Disciplined Diffusion: Text-to-Image Diffusion Model against NSFW Generation

arXiv cs.CV / 5/5/2026

📰 NewsIdeas & Deep AnalysisModels & Research

Key Points

  • Text-to-image diffusion models can generate NSFW or harmful imagery from malicious prompts, and common safety approaches use binary allow/block filtering that is both vulnerable to evasion and prone to false alarms.
  • The proposed Disciplined Diffusion (DDiffusion) aims to improve robustness by detecting implicit harmful semantics within prompt embeddings rather than relying on brittle keyword/pairwise similarity.
  • DDiffusion introduces a semantic retrieval step that evaluates prompts against concept distributions, and a localization/editing method that targets and modifies only the harmful regions during image generation.
  • Instead of uniformly blocking outputs, DDiffusion returns locally sanitized images, aiming to suppress malicious content while maintaining output quality for benign prompts and reducing reliance on binary signals that adversarial probing can exploit.

Abstract

Text-to-image (T2I) diffusion models have the ability to build high-quality pictures from text prompts, but they pose safety concerns because they can generate offensive or disturbing imagery when provided with harmful inputs.
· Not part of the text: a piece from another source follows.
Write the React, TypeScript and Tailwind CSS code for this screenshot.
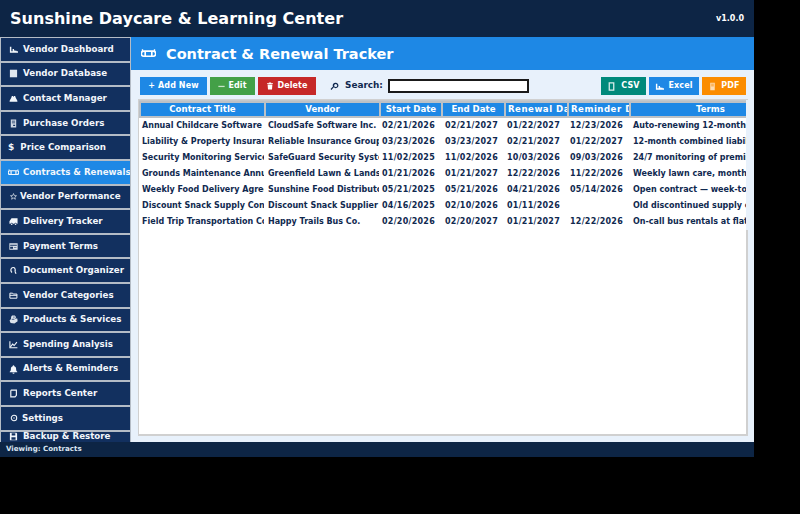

Existing safety filters typically rely on text-based classifiers or image-based checkers that completely block the output upon detecting a threat, issuing an explicit allow/block feedback signal to the user. This binary strategy leaves models vulnerable to adversarial attacks that alter keywords to bypass detection, and it causes high false-alarm rates that degrade the experience for benign users. To address such vulnerabilities, we propose Disciplined Diffusion (DDiffusion), a novel robust text-to-image diffusion that counters Not Safe For Work (NSFW) generation by uncovering implicit malicious semantics in prompt embeddings. DDiffusion leverages a semantic retrieval mechanism to evaluate prompts against concept distributions rather than relying on brittle pairwise similarity. Furthermore, it employs a localization method during the diffusion process to selectively edit only the harmful regions of the generated image. By returning locally sanitized images instead of applying uniform blocking, DDiffusion suppresses malicious content while preserving generation fidelity for benign prompts and avoiding the binary allow-deny signal on which existing probing attacks rely.